Florida state Sen. Rosalind Osgood held a community meeting on Thursday, Aug. 24 at First Baptist Piney Grove in Lauderdale Lakes to discuss the school district’s possible course of action with the new standards. While the meeting did consist of current and previous Broward County school board members, the meeting itself was independent of BCPS.
In 2022, College Board announced that they would be piloting their new AP African American History course in 60 high schools across the U.S. and would eventually make the course available to all high schools by the 2024-2025 school year. The new class covers topics of migration and the African diaspora, intersectionality, creativity, expressions, the arts, resistance and resilience and Critical Race Theory.
Soon after the AP African American History outline was shared, the Florida State Board of Education banned the teaching of this course in the state of Florida, saying it violated state law and lacked educational value.
The legislature, backed by DeSantis, banned the teaching of Critical Race Theory from public schools and in workplace training through House Bill 7, Individual Freedom and W.O.K.E. Act, respectively. Since the AP African American History course discusses race, ethnicity, class, gender and religion its content violates this law as of July 2022.
“In Florida, we are taking a stand against the state-sanctioned racism that is Critical Race Theory,” DeSantis said. “We won’t allow Florida tax dollars to be spent teaching kids to hate our country or to hate each other.”
Supporters of CRT argue that racism is a part of daily life, whether white or non-white people intend to fuel it or not, while others say CRT targets white people to feel guilty about their ancestors wrong-doings.
Prior to the piloted AP African American History course, Marjory Stoneman Douglas High School already offered an African History Honors class as an elective for its students.
“I first took the African History course my sophomore year,” MSD Black Student Union event coordinator Eleasha Augustin said. “It was an exciting class period, we would talk about different eras of African American history.
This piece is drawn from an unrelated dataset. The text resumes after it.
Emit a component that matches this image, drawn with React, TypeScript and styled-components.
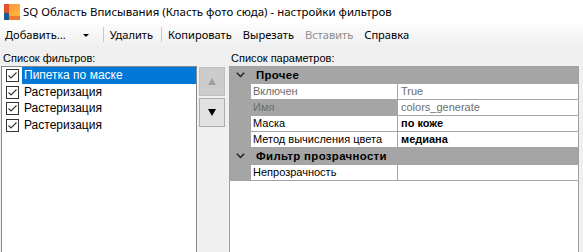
import React from "react"
import styled, {createGlobalStyle} from "styled-components"

const GlobalStyle = createGlobalStyle`
  html, body {
    margin: 0;
    padding: 0;
    background: #f0f0f0;
  }
  #root {
    width: 583px;
    height: 252px;
    overflow: hidden;
  }
`

const filters = [
    {name: "Пипетка по маске", selected: true},
    {name: "Растеризация", selected: false},
    {name: "Растеризация", selected: false},
    {name: "Растеризация", selected: false},
]

type Prop = {name: string, value: string, readOnly?: boolean, bold?: boolean, active?: boolean}
type Category = {title: string, props: Prop[]}

const params: Category[] = [
    {
        title: "Прочее",
        props: [
            {name: "Включен", value: "True", readOnly: true},
            {name: "Имя", value: "colors_generate", readOnly: true, active: true},
            {name: "Маска", value: "по коже", bold: true},
            {name: "Метод вычисления цвета", value: "медиана", bold: true},
        ]
    },
    {
        title: "Фильтр прозрачности",
        props: [
            {name: "Непрозрачность", value: ""},
        ]
    },
]

export default function App() {
    return (
        <Window>
            <GlobalStyle/>
            <TitleBar>
                <AppIcon width="16" height="16" viewBox="0 0 16 16">
                    <defs>
                        <linearGradient id="ig" x1="0" y1="0" x2="1" y2="1">
                            <stop offset="0" stopColor="#ff8a3a"/>
                            <stop offset="1" stopColor="#ffc23d"/>
                        </linearGradient>
                    </defs>
                    <rect x="0" y="0" width="16" height="16" fill="url(#ig)"/>
                    <rect x="0" y="0" width="5" height="16" fill="#e0542a"/>
                    <rect x="0" y="9" width="5" height="7" fill="#1d5a8c"/>
                    <rect x="5" y="12" width="11" height="4" fill="#f07a30"/>
                </AppIcon>
                <TitleText>SQ Область Вписывания (Класть фото сюда) - настройки фильтров</TitleText>
            </TitleBar>
            <MenuStrip>
                <MenuItem>Добавить...</MenuItem>
                <DropArrow/>
                <MenuSeparator/>
                <MenuItem>Удалить</MenuItem>
                <MenuSeparator/>
                <MenuItem>Копировать</MenuItem>
                <MenuItem>Вырезать</MenuItem>
                <MenuItem disabled>Вставить</MenuItem>
                <MenuItem>Справка</MenuItem>
            </MenuStrip>
            <Body>
                <LeftPanel>
                    <Caption>Список фильтров:</Caption>
                    <ListRow>
                        <FilterList>
                            {filters.map((f, i) => (
                                <FilterItem key={i}>
                                    <CheckBox>
                                        <svg width="11" height="11" viewBox="0 0 11 11">
                                            <path d="M1.5 5.5 L4 8 L9.5 2.5" fill="none" stroke="#333" strokeWidth="1.1"/>
                                        </svg>
                                    </CheckBox>
                                    <FilterLabel selected={f.selected}>{f.name}</FilterLabel>
                                </FilterItem>
                            ))}
                        </FilterList>
                        <MoveButtons>
                            <MoveButton disabled>
                                <Arrow up disabled/>
                            </MoveButton>
                            <MoveButton>
                                <Arrow/>
                            </MoveButton>
                        </MoveButtons>
                    </ListRow>
                </LeftPanel>
                <RightPanel>
                    <Caption>Список параметров:</Caption>
                    <Grid>
                        {params.map((c, ci) => (
                            <React.Fragment key={ci}>
                                <CategoryRow>
                                    <Chevron width="9" height="6" viewBox="0 0 9 6">
                                        <path d="M0.8 0.8 L4.5 4.5 L8.2 0.8" fill="none" stroke="#222" strokeWidth="1.5"/>
                                    </Chevron>
                                    <CategoryTitle>{c.title}</CategoryTitle>
                                </CategoryRow>
                                {c.props.map((p, pi) => (
                                    <PropRow key={pi}>
                                        <PropName active={p.active} readOnly={p.readOnly}>{p.name}</PropName>
                                        <PropValue readOnly={p.readOnly} bold={p.bold}>{p.value}</PropValue>
                                    </PropRow>
                                ))}
                            </React.Fragment>
                        ))}
                    </Grid>
                </RightPanel>
            </Body>
        </Window>
    )
}

const Window = styled.div`
  width: 583px;
  height: 252px;
  display: flex;
  flex-direction: column;
  background: #f0f0f0;
  font-family: "Liberation Sans", Arial, sans-serif;
  font-size: 11px;
  color: #000;
`

const TitleBar = styled.div`
  height: 23px;
  flex: none;
  display: flex;
  align-items: center;
  background: #fff;
  padding-left: 4px;
`

const AppIcon = styled.svg`
  flex: none;
  margin-right: 3px;
`

const TitleText = styled.div`
  font-family: "Noto Sans", "Open Sans", sans-serif;
  font-size: 11.45px;
  color: #000;
  white-space: nowrap;
`

const MenuStrip = styled.div`
  height: 23px;
  flex: none;
  display: flex;
  align-items: center;
  background: linear-gradient(#fdfdfd, #f0f0f0);
  font-family: "Noto Sans", "Open Sans", sans-serif;
  font-size: 11.1px;
`

const MenuItem = styled.div<{disabled?: boolean}>`
  padding: 0 6px 0 5px;
  color: ${p => p.disabled ? "#8d8d8d" : "#000"};
  white-space: nowrap;
`

const DropArrow = styled.div`
  width: 0;
  height: 0;
  margin: 1px 12px 0 11px;
  border-left: 3px solid transparent;
  border-right: 3px solid transparent;
  border-top: 3px solid #000;
`

const MenuSeparator = styled.div`
  width: 1px;
  height: 15px;
  background: #c8c8c8;
  margin: 0 1px 0 2px;
`

const Body = styled.div`
  flex: 1;
  display: flex;
  min-height: 0;
`

const LeftPanel = styled.div`
  width: 228px;
  flex: none;
  display: flex;
  flex-direction: column;
  padding-left: 1px;
`

const Caption = styled.div`
  height: 20px;
  flex: none;
  padding-left: 2px;
  line-height: 13px;
  box-sizing: border-box;
  padding-top: 6px;
  white-space: nowrap;
`

const ListRow = styled.div`
  flex: 1;
  display: flex;
  gap: 2px;
  min-height: 0;
`

const FilterList = styled.div`
  width: 196px;
  box-sizing: border-box;
  border: 1px solid #828790;
  border-bottom: none;
  background: #fff;
  display: flex;
  flex-direction: column;
`

const FilterItem = styled.div`
  height: 16.7px;
  display: flex;
  align-items: center;
  padding-left: 4px;
`

const CheckBox = styled.div`
  width: 13px;
  height: 13px;
  box-sizing: border-box;
  border: 1px solid #333;
  background: #fff;
  display: flex;
  align-items: center;
  justify-content: center;
  margin-right: 3px;
`

const FilterLabel = styled.div<{selected?: boolean}>`
  flex: 1;
  height: 17px;
  line-height: 17px;
  padding-left: 2px;
  font-size: 12px;
  background: ${p => p.selected ? "#0078d7" : "transparent"};
  color: ${p => p.selected ? "#fff" : "#000"};
  white-space: nowrap;
`

const MoveButtons = styled.div`
  display: flex;
  flex-direction: column;
  gap: 2px;
  padding-top: 1px;
`

const MoveButton = styled.div<{disabled?: boolean}>`
  width: 26px;
  height: 29px;
  box-sizing: border-box;
  border: 1px solid ${p => p.disabled ? "#bfbfbf" : "#adadad"};
  background: ${p => p.disabled ? "#cccccc" : "#e1e1e1"};
  display: flex;
  align-items: center;
  justify-content: center;
`

const Arrow = styled.div<{up?: boolean, disabled?: boolean}>`
  width: 0;
  height: 0;
  border-left: 4px solid transparent;
  border-right: 4px solid transparent;
  ${p => p.up
    ? `border-bottom: 7px solid ${p.disabled ? "#a0a0a0" : "#000"};`
    : `border-top: 7px solid ${p.disabled ? "#a0a0a0" : "#000"};`}
`

const RightPanel = styled.div`
  width: 350px;
  flex: none;
  display: flex;
  flex-direction: column;
`

const Grid = styled.div`
  flex: 1;
  box-sizing: border-box;
  border: 1px solid #a0a0a0;
  border-bottom: none;
  background: #fff;
  display: flex;
  flex-direction: column;
`

const CategoryRow = styled.div`
  height: 16px;
  flex: none;
  display: flex;
  align-items: center;
  background: #a5a5a5;
  border-bottom: 1px solid #a5a5a5;
`

const Chevron = styled.svg`
  margin-left: 6px;
  margin-right: 11px;
`

const CategoryTitle = styled.div`
  font-weight: bold;
  font-size: 11.4px;
  letter-spacing: 0.35px;
  white-space: nowrap;
`

const PropRow = styled.div`
  height: 16px;
  flex: none;
  display: flex;
  border-left: 21px solid #a5a5a5;
  border-bottom: 1px solid #a5a5a5;
  box-sizing: border-box;
`

const PropName = styled.div<{active?: boolean, readOnly?: boolean}>`
  width: 144px;
  flex: none;
  border-right: 1px solid #a5a5a5;
  padding-left: 2px;
  line-height: 15px;
  background: ${p => p.active ? "#a5a5a5" : "#fff"};
  color: ${p => p.readOnly ? "#6d6d6d" : "#000"};
  white-space: nowrap;
  overflow: hidden;
`

const PropValue = styled.div<{readOnly?: boolean, bold?: boolean}>`
  flex: 1;
  padding-left: 3px;
  line-height: 15px;
  color: ${p => p.readOnly ? "#6d6d6d" : "#000"};
  font-weight: ${p => p.bold ? "bold" : "normal"};
  white-space: nowrap;
`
Not just slavery, but your main influential African American leaders, and also how much each [leader] affects society as a whole for African Americans today.”
Elizabeth Ziolkowski, a Holocaust and African History Honors teacher at Marjory Stoneman Douglas, said she cannot comment on the standards or the teaching of them as the this year is her first teaching the African History Honors course.
“I can see why some people think that the changes were necessary, but I don’t because it is my first year teaching [the subject],” Ziolkowski said.
However, Ziolkowski expressed concerns that the new standards, instead of adding a new perspective to teach “both sides,” are rather taking away one side.
“I’m skeptical anytime the standards sort of undergo a change like that because I think that more often than not recently, we see it excluding different narratives instead of broadening the scope of what students can learn about,” Ziolkowski said.
The recent changes to Black American history has made people worry about how it will affect future generations of kids and has caused people to advocate for change.
“Black history is everywhere and in everything whether people like it or not.” Augustin said. “Pay attention to the news around you, it’s easy just to move on and think this won’t affect me so why care. Don’t think it is not your fight, it’s everyone’s and we each need to take part in it.”